Then when I speak to people like in UK Governments, some of these big customers, they blame suppliers saying: “Oh it’s interesting that these guys, you know we’re bound the contracts, they are building the wrong thing” and we say: “Why don’t you use something else” and they say: “They’d never change it because it’s what the suppliers want”. And we said “you know what, this is not making sense, we need to get you into a room”, so we got some of the really big (like) Accenture MD’s, we got UK Government people, we got people who’ve been working with different European Governments, we got a woman flying out from the US who worked with the department of Defense, we had people from lawyers. You know, a really interesting mix of people coming in and we had a Forrester researcher for Agile. When we got them all together it was a fascinating day; it was less about the class and more about the conversations. There was a recognition that everything that we are doing in contracts is not working.

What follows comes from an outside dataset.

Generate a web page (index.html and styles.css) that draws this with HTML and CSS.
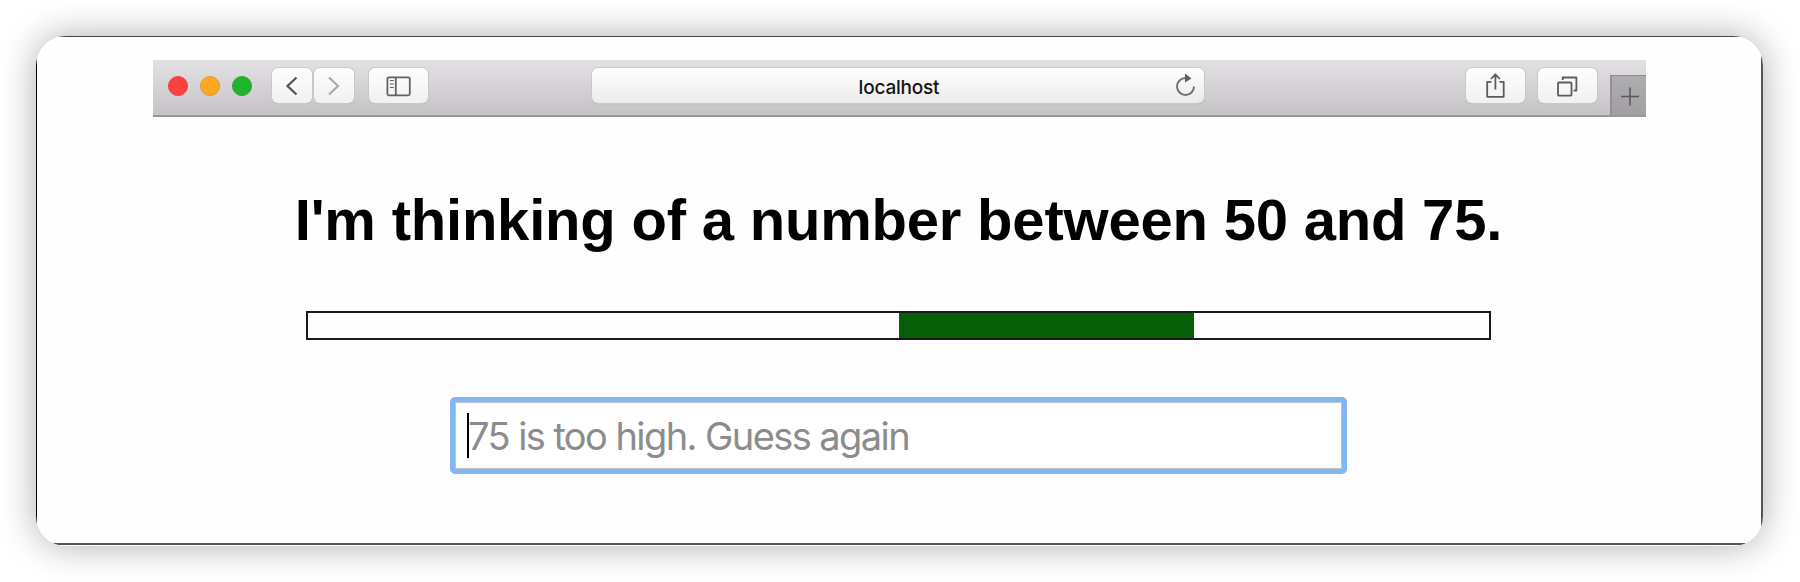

So whenever I bring up with people why don’t we try something else they’re like: “Oh that will never work, it will be too hard” and then I put it to them and I say: “What you got now, what is working now” and there is silence, so what was seeing is there is a big cultural for shift and there are some very interesting things happening with outcome-based contracts. I’ve noticed in the US in Social Impacts, so groups that are trying to do things like everything from bringing down prisoners re-offense, rates trying to help abused children, trying to do healthcare; you know social outcomes. That was what they are trying to bring in and so there is a lot of work that we are not using in the technology space that we should, so, you know, is not that we invented any of this stuff, it’s out there. So we starting to see people now opening up to the ideas that there is a different way of doing things and I think trying to slot together the pieces, because when you talk about outcomes people start getting them very confused with outputs, so when we are talking about outcomes, we are saying what are the desired business results, and what we found is that the customers, the reason that they outsource work in the first place is because they need the suppliers because they understand the technical domain, they understand how to build the things, that is why they want them in the first place.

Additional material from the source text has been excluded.